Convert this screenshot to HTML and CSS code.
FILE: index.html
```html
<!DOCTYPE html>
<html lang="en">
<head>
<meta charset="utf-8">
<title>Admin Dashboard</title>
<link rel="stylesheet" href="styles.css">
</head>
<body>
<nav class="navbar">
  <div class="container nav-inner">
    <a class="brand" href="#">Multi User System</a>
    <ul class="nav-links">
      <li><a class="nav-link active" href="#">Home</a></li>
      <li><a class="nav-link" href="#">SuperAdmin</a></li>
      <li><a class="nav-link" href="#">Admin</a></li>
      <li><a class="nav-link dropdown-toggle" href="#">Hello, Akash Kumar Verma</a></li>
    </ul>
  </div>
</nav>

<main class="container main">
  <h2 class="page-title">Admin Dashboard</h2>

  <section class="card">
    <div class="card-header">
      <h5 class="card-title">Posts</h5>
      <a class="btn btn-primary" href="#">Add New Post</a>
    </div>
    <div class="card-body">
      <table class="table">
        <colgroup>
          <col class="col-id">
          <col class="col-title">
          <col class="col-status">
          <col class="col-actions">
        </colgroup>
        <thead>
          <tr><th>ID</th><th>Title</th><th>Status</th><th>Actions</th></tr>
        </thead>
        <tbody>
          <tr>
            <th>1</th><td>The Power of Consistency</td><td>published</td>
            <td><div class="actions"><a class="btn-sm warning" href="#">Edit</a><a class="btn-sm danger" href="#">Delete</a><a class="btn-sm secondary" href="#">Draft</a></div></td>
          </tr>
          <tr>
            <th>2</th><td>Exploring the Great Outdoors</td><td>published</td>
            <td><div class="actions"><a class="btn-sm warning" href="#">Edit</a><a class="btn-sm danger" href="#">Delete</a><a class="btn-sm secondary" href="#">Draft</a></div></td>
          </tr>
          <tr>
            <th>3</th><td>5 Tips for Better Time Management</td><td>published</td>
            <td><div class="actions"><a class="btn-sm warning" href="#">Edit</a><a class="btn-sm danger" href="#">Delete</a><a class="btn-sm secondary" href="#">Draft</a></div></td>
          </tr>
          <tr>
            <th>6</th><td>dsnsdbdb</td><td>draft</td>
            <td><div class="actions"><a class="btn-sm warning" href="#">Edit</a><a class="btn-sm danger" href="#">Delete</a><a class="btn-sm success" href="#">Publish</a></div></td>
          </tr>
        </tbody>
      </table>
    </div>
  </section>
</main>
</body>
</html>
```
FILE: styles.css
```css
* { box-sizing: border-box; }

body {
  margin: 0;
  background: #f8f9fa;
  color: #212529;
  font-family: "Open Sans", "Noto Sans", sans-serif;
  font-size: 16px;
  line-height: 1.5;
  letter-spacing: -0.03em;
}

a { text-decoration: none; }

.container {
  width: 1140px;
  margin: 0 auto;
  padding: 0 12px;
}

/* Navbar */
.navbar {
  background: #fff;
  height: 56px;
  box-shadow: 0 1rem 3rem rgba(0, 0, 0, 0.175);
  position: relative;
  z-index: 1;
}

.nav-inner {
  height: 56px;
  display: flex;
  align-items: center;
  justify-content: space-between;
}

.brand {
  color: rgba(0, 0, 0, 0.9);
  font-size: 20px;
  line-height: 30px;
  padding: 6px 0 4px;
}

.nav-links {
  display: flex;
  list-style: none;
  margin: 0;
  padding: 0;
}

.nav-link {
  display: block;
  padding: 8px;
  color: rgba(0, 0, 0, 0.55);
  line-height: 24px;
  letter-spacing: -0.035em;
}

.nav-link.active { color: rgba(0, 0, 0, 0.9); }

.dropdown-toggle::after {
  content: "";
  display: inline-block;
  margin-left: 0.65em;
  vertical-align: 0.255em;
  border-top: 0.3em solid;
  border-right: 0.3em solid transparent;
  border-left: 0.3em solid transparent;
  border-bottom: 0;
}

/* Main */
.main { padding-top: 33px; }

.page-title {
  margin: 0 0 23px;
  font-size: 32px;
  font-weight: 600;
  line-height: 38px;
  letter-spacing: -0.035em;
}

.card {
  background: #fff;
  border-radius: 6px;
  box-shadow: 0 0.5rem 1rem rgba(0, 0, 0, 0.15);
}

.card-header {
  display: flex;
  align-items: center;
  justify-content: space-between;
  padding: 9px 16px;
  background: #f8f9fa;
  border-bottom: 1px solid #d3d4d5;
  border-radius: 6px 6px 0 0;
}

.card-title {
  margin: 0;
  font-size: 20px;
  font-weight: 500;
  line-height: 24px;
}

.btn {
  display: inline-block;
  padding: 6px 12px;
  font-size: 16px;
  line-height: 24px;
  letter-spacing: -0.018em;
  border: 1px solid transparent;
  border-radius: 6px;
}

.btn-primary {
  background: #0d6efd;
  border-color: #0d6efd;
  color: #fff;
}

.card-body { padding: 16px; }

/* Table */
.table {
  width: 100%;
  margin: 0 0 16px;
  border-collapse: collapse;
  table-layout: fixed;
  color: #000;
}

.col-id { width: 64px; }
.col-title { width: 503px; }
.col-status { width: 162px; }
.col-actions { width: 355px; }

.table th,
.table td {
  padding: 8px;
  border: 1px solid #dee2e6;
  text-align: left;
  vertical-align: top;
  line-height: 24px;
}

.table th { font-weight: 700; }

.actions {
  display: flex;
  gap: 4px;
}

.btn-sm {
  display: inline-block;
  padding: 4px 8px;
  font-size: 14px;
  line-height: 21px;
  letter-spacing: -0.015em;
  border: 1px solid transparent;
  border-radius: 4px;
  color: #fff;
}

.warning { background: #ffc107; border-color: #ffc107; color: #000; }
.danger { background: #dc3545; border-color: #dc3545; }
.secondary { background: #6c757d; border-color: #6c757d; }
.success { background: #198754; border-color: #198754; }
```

——————

Required work
Write out the whole listing again. Match it word for word.

Task output
Convert this screenshot to HTML and CSS code.
FILE: index.html
```html
<!DOCTYPE html>
<html lang="en">
<head>
<meta charset="utf-8">
<title>Admin Dashboard</title>
<link rel="stylesheet" href="styles.css">
</head>
<body>
<nav class="navbar">
  <div class="container nav-inner">
    <a class="brand" href="#">Multi User System</a>
    <ul class="nav-links">
      <li><a class="nav-link active" href="#">Home</a></li>
      <li><a class="nav-link" href="#">SuperAdmin</a></li>
      <li><a class="nav-link" href="#">Admin</a></li>
      <li><a class="nav-link dropdown-toggle" href="#">Hello, Akash Kumar Verma</a></li>
    </ul>
  </div>
</nav>

<main class="container main">
  <h2 class="page-title">Admin Dashboard</h2>

  <section class="card">
    <div class="card-header">
      <h5 class="card-title">Posts</h5>
      <a class="btn btn-primary" href="#">Add New Post</a>
    </div>
    <div class="card-body">
      <table class="table">
        <colgroup>
          <col class="col-id">
          <col class="col-title">
          <col class="col-status">
          <col class="col-actions">
        </colgroup>
        <thead>
          <tr><th>ID</th><th>Title</th><th>Status</th><th>Actions</th></tr>
        </thead>
        <tbody>
          <tr>
            <th>1</th><td>The Power of Consistency</td><td>published</td>
            <td><div class="actions"><a class="btn-sm warning" href="#">Edit</a><a class="btn-sm danger" href="#">Delete</a><a class="btn-sm secondary" href="#">Draft</a></div></td>
          </tr>
          <tr>
            <th>2</th><td>Exploring the Great Outdoors</td><td>published</td>
            <td><div class="actions"><a class="btn-sm warning" href="#">Edit</a><a class="btn-sm danger" href="#">Delete</a><a class="btn-sm secondary" href="#">Draft</a></div></td>
          </tr>
          <tr>
            <th>3</th><td>5 Tips for Better Time Management</td><td>published</td>
            <td><div class="actions"><a class="btn-sm warning" href="#">Edit</a><a class="btn-sm danger" href="#">Delete</a><a class="btn-sm secondary" href="#">Draft</a></div></td>
          </tr>
          <tr>
            <th>6</th><td>dsnsdbdb</td><td>draft</td>
            <td><div class="actions"><a class="btn-sm warning" href="#">Edit</a><a class="btn-sm danger" href="#">Delete</a><a class="btn-sm success" href="#">Publish</a></div></td>
          </tr>
        </tbody>
      </table>
    </div>
  </section>
</main>
</body>
</html>
```
FILE: styles.css
```css
* { box-sizing: border-box; }

body {
  margin: 0;
  background: #f8f9fa;
  color: #212529;
  font-family: "Open Sans", "Noto Sans", sans-serif;
  font-size: 16px;
  line-height: 1.5;
  letter-spacing: -0.03em;
}

a { text-decoration: none; }

.container {
  width: 1140px;
  margin: 0 auto;
  padding: 0 12px;
}

/* Navbar */
.navbar {
  background: #fff;
  height: 56px;
  box-shadow: 0 1rem 3rem rgba(0, 0, 0, 0.175);
  position: relative;
  z-index: 1;
}

.nav-inner {
  height: 56px;
  display: flex;
  align-items: center;
  justify-content: space-between;
}

.brand {
  color: rgba(0, 0, 0, 0.9);
  font-size: 20px;
  line-height: 30px;
  padding: 6px 0 4px;
}

.nav-links {
  display: flex;
  list-style: none;
  margin: 0;
  padding: 0;
}

.nav-link {
  display: block;
  padding: 8px;
  color: rgba(0, 0, 0, 0.55);
  line-height: 24px;
  letter-spacing: -0.035em;
}

.nav-link.active { color: rgba(0, 0, 0, 0.9); }

.dropdown-toggle::after {
  content: "";
  display: inline-block;
  margin-left: 0.65em;
  vertical-align: 0.255em;
  border-top: 0.3em solid;
  border-right: 0.3em solid transparent;
  border-left: 0.3em solid transparent;
  border-bottom: 0;
}

/* Main */
.main { padding-top: 33px; }

.page-title {
  margin: 0 0 23px;
  font-size: 32px;
  font-weight: 600;
  line-height: 38px;
  letter-spacing: -0.035em;
}

.card {
  background: #fff;
  border-radius: 6px;
  box-shadow: 0 0.5rem 1rem rgba(0, 0, 0, 0.15);
}

.card-header {
  display: flex;
  align-items: center;
  justify-content: space-between;
  padding: 9px 16px;
  background: #f8f9fa;
  border-bottom: 1px solid #d3d4d5;
  border-radius: 6px 6px 0 0;
}

.card-title {
  margin: 0;
  font-size: 20px;
  font-weight: 500;
  line-height: 24px;
}

.btn {
  display: inline-block;
  padding: 6px 12px;
  font-size: 16px;
  line-height: 24px;
  letter-spacing: -0.018em;
  border: 1px solid transparent;
  border-radius: 6px;
}

.btn-primary {
  background: #0d6efd;
  border-color: #0d6efd;
  color: #fff;
}

.card-body { padding: 16px; }

/* Table */
.table {
  width: 100%;
  margin: 0 0 16px;
  border-collapse: collapse;
  table-layout: fixed;
  color: #000;
}

.col-id { width: 64px; }
.col-title { width: 503px; }
.col-status { width: 162px; }
.col-actions { width: 355px; }

.table th,
.table td {
  padding: 8px;
  border: 1px solid #dee2e6;
  text-align: left;
  vertical-align: top;
  line-height: 24px;
}

.table th { font-weight: 700; }

.actions {
  display: flex;
  gap: 4px;
}

.btn-sm {
  display: inline-block;
  padding: 4px 8px;
  font-size: 14px;
  line-height: 21px;
  letter-spacing: -0.015em;
  border: 1px solid transparent;
  border-radius: 4px;
  color: #fff;
}

.warning { background: #ffc107; border-color: #ffc107; color: #000; }
.danger { background: #dc3545; border-color: #dc3545; }
.secondary { background: #6c757d; border-color: #6c757d; }
.success { background: #198754; border-color: #198754; }
```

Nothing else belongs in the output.